10 Best-Selling Informercial Products. Snuggie comes in at number 8? How can that be? Here's an excerpt from a fun little article at Mental Floss: "Snuggie did not invent the blanket with sleeves (that honor goes to the Slanket folks), but they did popularize the item with a series of widely seen and totally laughable commercials that insisted the behemoth blanket was the product viewers had always wanted. They must have done something right, because more than 20 million Snuggies have been cuddled up with to date. Of course, it helps that the product is big with groups; bar crawls and sporting events are just a few of the Snuggie-required group activities that have helped push those numbers up. In April 2010, Los Angeles Angels fans set a Guinness World Record when more than 43,000 spectators showed up to watch the game in their Snuggies."

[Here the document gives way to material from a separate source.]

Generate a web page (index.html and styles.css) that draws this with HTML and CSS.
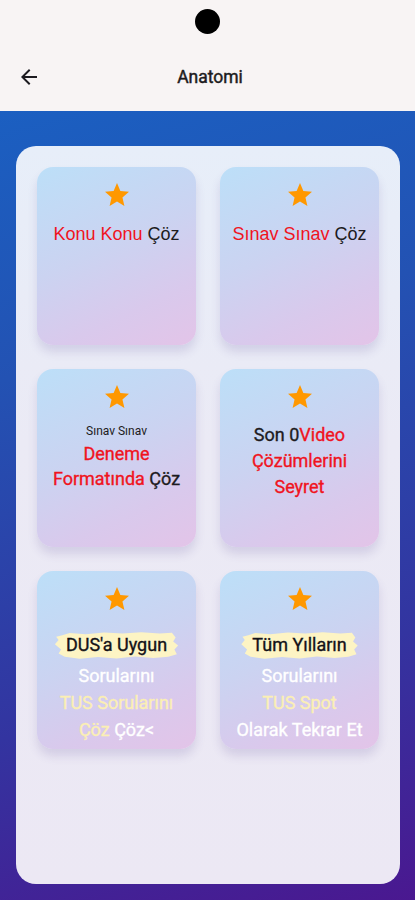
FILE: index.html
```html
<!DOCTYPE html>
<html lang="tr">
<head>
<meta charset="utf-8">
<title>Anatomi</title>
<link rel="stylesheet" href="styles.css">
</head>
<body>
<div class="app">
  <header class="topbar">
    <div class="status"><span class="camera"></span></div>
    <div class="appbar">
      <button class="back" aria-label="Geri">
        <svg width="24" height="24" viewBox="0 0 24 24"><path d="M20 11H7.83l5.59-5.59L12 4l-8 8 8 8 1.41-1.41L7.83 13H20v-2z" fill="#1d1b20"/></svg>
      </button>
      <h1 class="title">Anatomi</h1>
      <span class="spacer"></span>
    </div>
  </header>
  <main class="main">
    <section class="panel">
      <div class="card">
        <svg class="star" viewBox="2 2 20 19"><path d="M12 17.27L18.18 21l-1.64-7.03L22 9.24l-7.19-.61L12 2 9.19 8.63 2 9.24l5.46 4.73L5.82 21z"/></svg>
        <p class="label arial"><span class="red">Konu Konu</span> Çöz</p>
      </div>
      <div class="card">
        <svg class="star" viewBox="2 2 20 19"><path d="M12 17.27L18.18 21l-1.64-7.03L22 9.24l-7.19-.61L12 2 9.19 8.63 2 9.24l5.46 4.73L5.82 21z"/></svg>
        <p class="label arial"><span class="red">Sınav Sınav</span> Çöz</p>
      </div>
      <div class="card">
        <svg class="star" viewBox="2 2 20 19"><path d="M12 17.27L18.18 21l-1.64-7.03L22 9.24l-7.19-.61L12 2 9.19 8.63 2 9.24l5.46 4.73L5.82 21z"/></svg>
        <p class="small">Sınav Sınav</p>
        <p class="label"><span class="red">Deneme<br>Formatında</span> Çöz</p>
      </div>
      <div class="card">
        <svg class="star" viewBox="2 2 20 19"><path d="M12 17.27L18.18 21l-1.64-7.03L22 9.24l-7.19-.61L12 2 9.19 8.63 2 9.24l5.46 4.73L5.82 21z"/></svg>
        <p class="label first">Son 0<span class="red">Video<br>Çözümlerini<br>Seyret</span></p>
      </div>
      <div class="card">
        <svg class="star" viewBox="2 2 20 19"><path d="M12 17.27L18.18 21l-1.64-7.03L22 9.24l-7.19-.61L12 2 9.19 8.63 2 9.24l5.46 4.73L5.82 21z"/></svg>
        <p class="mark">DUS'a Uygun</p>
        <p class="label white">Sorularını<br><span class="cream">TUS Sorularını<br>Çöz</span> Çöz&lt;</p>
      </div>
      <div class="card">
        <svg class="star" viewBox="2 2 20 19"><path d="M12 17.27L18.18 21l-1.64-7.03L22 9.24l-7.19-.61L12 2 9.19 8.63 2 9.24l5.46 4.73L5.82 21z"/></svg>
        <p class="mark">Tüm Yılların</p>
        <p class="label white">Sorularını<br><span class="cream">TUS Spot</span><br>Olarak Tekrar Et</p>
      </div>
    </section>
  </main>
</div>
</body>
</html>
```

FILE: styles.css
```css
* { box-sizing: border-box; }

html, body {
  margin: 0;
  padding: 0;
}

body {
  width: 415px;
  height: 900px;
  font-family: Roboto, "Noto Sans", "Liberation Sans", sans-serif;
  color: #1d1b20;
  overflow: hidden;
}

.app {
  display: flex;
  flex-direction: column;
  height: 900px;
}

.topbar {
  background: #f8f4f4;
  height: 111px;
  display: flex;
  flex-direction: column;
}

.status {
  height: 45px;
  display: flex;
  justify-content: center;
  padding-top: 9px;
}

.camera {
  width: 25px;
  height: 25px;
  border-radius: 50%;
  background: #000;
}

.appbar {
  height: 66px;
  display: flex;
  align-items: center;
  padding: 0 8px 2px 17px;
}

.back {
  width: 24px;
  height: 24px;
  padding: 0;
  border: 0;
  background: none;
  display: flex;
}

.title {
  flex: 1;
  margin: 0;
  text-align: center;
  font-size: 17.5px;
  font-weight: 400;
  -webkit-text-stroke: 0.45px #1d1b20;
  color: #1d1b20;
  padding-right: 4px;
}

.spacer { width: 24px; }

.main {
  flex: 1;
  display: flex;
  background: linear-gradient(165deg, #1b5fc1 0%, #2352b3 30%, #3334a0 70%, #4a1890 100%);
  padding: 35px 15px 16px 16px;
}

.panel {
  flex: 1;
  border-radius: 20px;
  background: linear-gradient(180deg, #e7eef9 0%, #ebeaf5 40%, #ece8f4 100%);
  padding: 21px;
  display: grid;
  grid-template-columns: 1fr 1fr;
  grid-auto-rows: 178px;
  column-gap: 24px;
  row-gap: 24px;
  align-content: start;
}

.card {
  border-radius: 16px;
  background: linear-gradient(155deg, #bcdff8 0%, #cbd3f1 45%, #d9c9ec 75%, #e3c4e8 100%);
  box-shadow: 0 7px 10px rgba(90, 70, 150, 0.16);
  display: flex;
  flex-direction: column;
  align-items: center;
  text-align: center;
  padding-top: 16px;
}

.star {
  width: 24px;
  height: 23px;
  fill: #ff9800;
  flex: none;
}

.label {
  margin: 13px 0 0;
  font-size: 18px;
  font-weight: 400;
  -webkit-text-stroke: 0.35px currentColor;
  line-height: 26px;
  color: #1d1b20;
}

.label.arial {
  font-family: "Liberation Sans", Arial, sans-serif;
  -webkit-text-stroke: 0;
  font-size: 18px;
  margin-top: 15px;
}

.label.first { margin-top: 14px; }

.small {
  margin: 15px 0 0;
  font-size: 12px;
  line-height: 16px;
  color: #1d1b20;
}

.small + .label { margin-top: 2px; line-height: 25px; }

.red { color: #f0141e; }

.white { color: #ffffff; margin-top: 5px; line-height: 27px; }

.cream { color: #fbefb4; }

.mark {
  position: relative;
  isolation: isolate;
  margin: 23px 0 0;
  font-size: 18px;
  font-weight: 400;
  -webkit-text-stroke: 0.35px #141218;
  line-height: 24px;
  color: #141218;
  padding: 0 6px;
}

.mark::before {
  content: "";
  position: absolute;
  z-index: -1;
  left: -5px;
  right: -5px;
  top: -1px;
  bottom: -2px;
  background: #fdf4c4;
  clip-path: polygon(0% 45%, 3% 30%, 1% 18%, 6% 12%, 12% 4%, 25% 8%, 40% 2%, 55% 6%, 70% 1%, 85% 6%, 95% 3%, 98% 20%, 96% 35%, 100% 50%, 97% 65%, 99% 82%, 92% 92%, 80% 96%, 65% 91%, 50% 98%, 35% 93%, 20% 99%, 8% 92%, 3% 80%, 5% 65%);
}
```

May Meltdown. Duluth went from 17" snow on the ground last Saturday to NO snow as of Tuesday evening, which may be the most remarkable meltdown I can ever remember. International Falls reports 2" snow on the ground. Tuesday highs ranged from 55 at Grand Marais to 67 Duluth, 68 St. Cloud, 72 Twin Cities and 76 at Rochester.

Climate Stories...

Wild Weather Swings May Be A Sign Of Climate Change. The phase shift from extreme drought ot extreme flood has been breathtaking across the Midwest and Mississippi River Valley this month, as explained by Andrew Freedman at Climate Central; here's an excerpt: “...The recent flooding is due to an inordinately wet April,” said NWS climate services program manager Victor Murphy. “Portions of northern and central Illinois and eastern Iowa have received from 200 percent to 400 percent of normal precipitation over the past 30 days," Murphy said.  While spring flooding is typical in the Midwest as snow cover melts and heavy spring rainfall occurs, the recent extreme swings between record dry conditions and record flooding are anything but normal. The swings may be connected in part to climate change, since the atmosphere is now carrying more moisture than it used to due to warming air and ocean temperatures. Climate studies have projected that precipitation extremes will become more frequent and severe. Some studies have already found an increase in heavy precipitation events across the Northern Hemisphere and in North America, including in the Midwest..."

Photo credit above: "Flooding on Grand Avenue in Chicago after heavy rains struck the city in mid-April." Credit: NWS via John Trillik.

400 ppm. Graphic above courtesy of Forecast The Facts.

Sea Surface Temperatures Reach Highest Level In 150 Years Off On Northeast Continental Shelf. Potentially record snows for the Upper Mississippi Valley while water temperatures off the Northeast coast set new records. Very odd. Here's an excerpt from NOAA's Northeast Fisheries Science Center: "Sea surface temperatures in the Northeast Shelf Large Marine Ecosystem during 2012 were the highest recorded in 150 years, according to the latest Ecosystem Advisory issued by NOAA’s Northeast Fisheries Science Center (NEFSC). These high sea surface temperatures (SSTs) are the latest in a trend of above average temperature seen during the spring and summer seasons, and part of a pattern of elevated temperatures occurring in the Northwest Atlantic, but not seen elsewhere in the ocean basin over the past century. The advisory reports on conditions in the second half of 2012. Sea surface temperature for the Northeast Shelf Ecosystem reached a record high of 14 degrees Celsius (57.2°F) in 2012, exceeding the previous record high in 1951. Average SST has typically been lower than 12.4 C (54.3 F) over the past three decades..."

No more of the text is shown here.